Joss asked whether the bad reputation of this journal company was affecting its bottom line and whether the top levels of management were concerned.
Keller noted, however, that he received six calls from stock analysts in the past month and had to tell them that for every university like Stanford there are hundreds of libraries that have “jumped on the escalator” and accepted Elsevier’s negotiating tactics, thinking they received good deals.
Some universities, though, have taken hard lines against the company, canceling contracts and inviting press coverage. The University of California lacked electronic access to Elsevier’s journals for six months while negotiations were taking place, according to Brutlag. In the end, the company’s journals cost the University of California half its journal budget, though they made up just one-fourth of the journals that were used.
Since digital journal use is gaining popularity, senate members are also trying to sort out the conflict between convenience and expense, for-profit and non-profit journals.
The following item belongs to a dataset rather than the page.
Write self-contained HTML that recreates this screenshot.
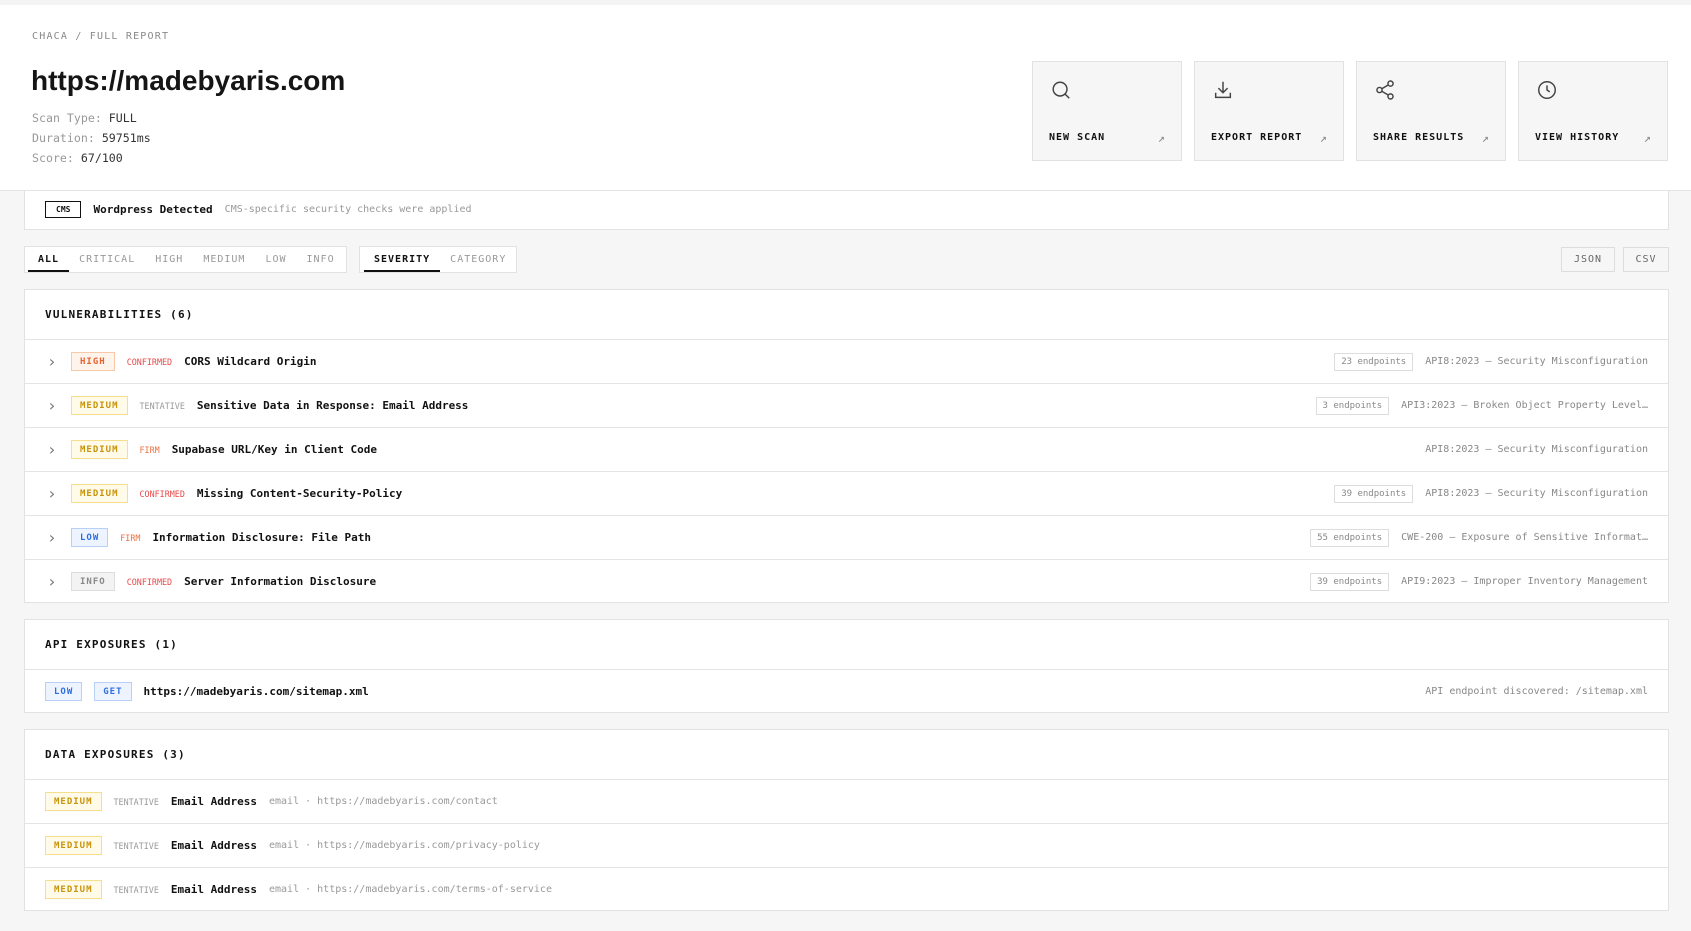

The line between what was exploitative and what was not is not always clear, but for-profit companies were singled out as more likely to take advantage of a University’s captive community.
The library system has already cut costs by over $500,000 from the approximately $5 million journal budget by eliminating duplicate journal subscriptions among different libraries, especially as more are accessible online.
The resolution was designed to take on the problem of expensive journals from two sides, the faculty who sustain the journals and the libraries that purchase them.
Keller also signaled a number of new initiatives — from digitizing University theses to creating a central digital journal archive — that were in preparation but lacked funding to get started.
“Digital repositories are going to be the infrastructure of the future,” Keller said. “It’s very important that we invest as a university.”
But digital publishing has not been the economic panacea that some originally thought it would be.
“Digital publishing started at Stanford,” Simoni said. “I can still hear [Keller] saying, ‘We’re going to put this together and get the Elseviers of this world.’”
Now, despite efforts of non-profits like Highwire Press, costs for some journals’ electronic versions are greater than the cost for the print versions.
The library also reported continuing cutbacks in service due to budget cuts. Still, the University opened libraries this winter break for twice as long as previous winter breaks, according to Keller.
University Provost John Etchemendy also announced that Robert Joss, dean of the Graduate School of Business, and Jim Plummer, dean of the School of Engineering, would both continue to serve as deans after having their terms renewed. Both Joss and Plummer have served as deans for the last five years.
In other business, the senate approved small changes to the judicial bylaws and principle investigator policies on research.